Headed by Brad Sheppard, Sheppard Software hosts hundreds of free, online, educational games for kids. The site organizes its games into categories, which allow students and teachers to easily navigate by subject area and find a suitable game that caters to either an instructional need or a child’s sense of curiosity and thirst of knowledge and challenge.
Created by Greg Nussbaum, a Virginia public school teacher, Mr. Nussbaum boasts over 3,500 content pages with a wide variety of learning games organized by content type and grade level. This site is also optimized for use on a tablet and an interactive whiteboard.
The world-famous National Geographic hosts over 100 fun, engaging, and interactive science, action, adventure, geography, quiz, and puzzle games. For a free game hub, the production quality on games or interactives such as Wildest Weather, On the Trail of Captain John Smith, and The Underground Railroad: Journey to Freedom is truly remarkable.

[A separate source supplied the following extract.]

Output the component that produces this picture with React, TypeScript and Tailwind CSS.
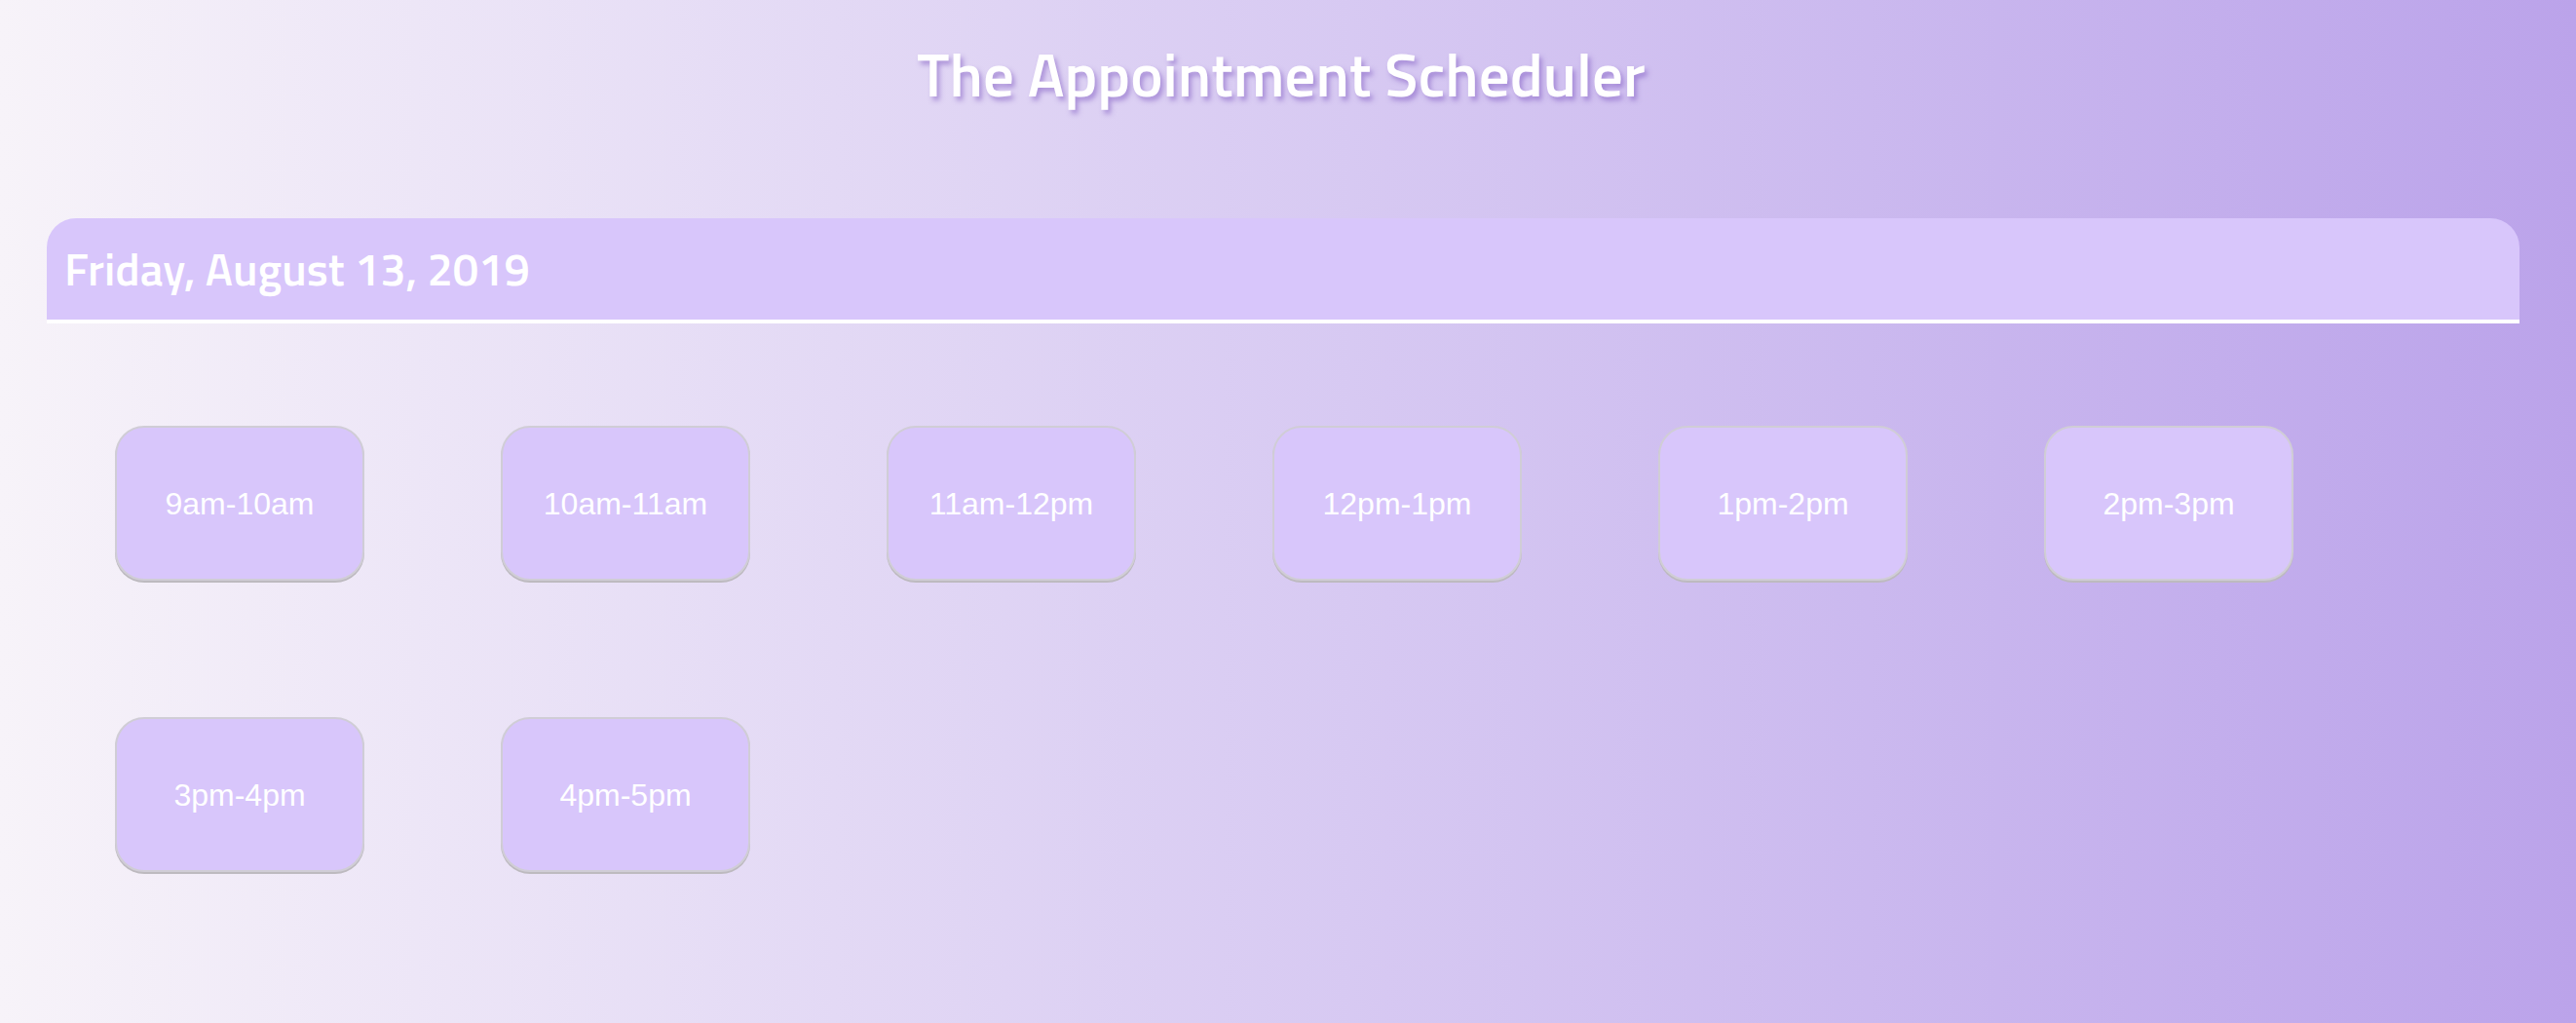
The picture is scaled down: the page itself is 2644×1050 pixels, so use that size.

Funbrain, created for kids ages preschool through grade 8, offers more than 100 fun, interactive games that develop skills in math, reading, and literacy. Plus, kids can read a variety of popular books and comics on the site, including Diary of a Wimpy Kid, Amelia Writes Again, and Brewster Rocket.
The British counterpart of our PBS, the BBC, offers interactive digital games and activities involving subjects such as literacy, numeracy, history, mathematics, music, and the arts. The games are also categorized into age ranges. The cartoon graphics are very appealing for children, but the content is stellar for teachers and parents that want children to play to learn.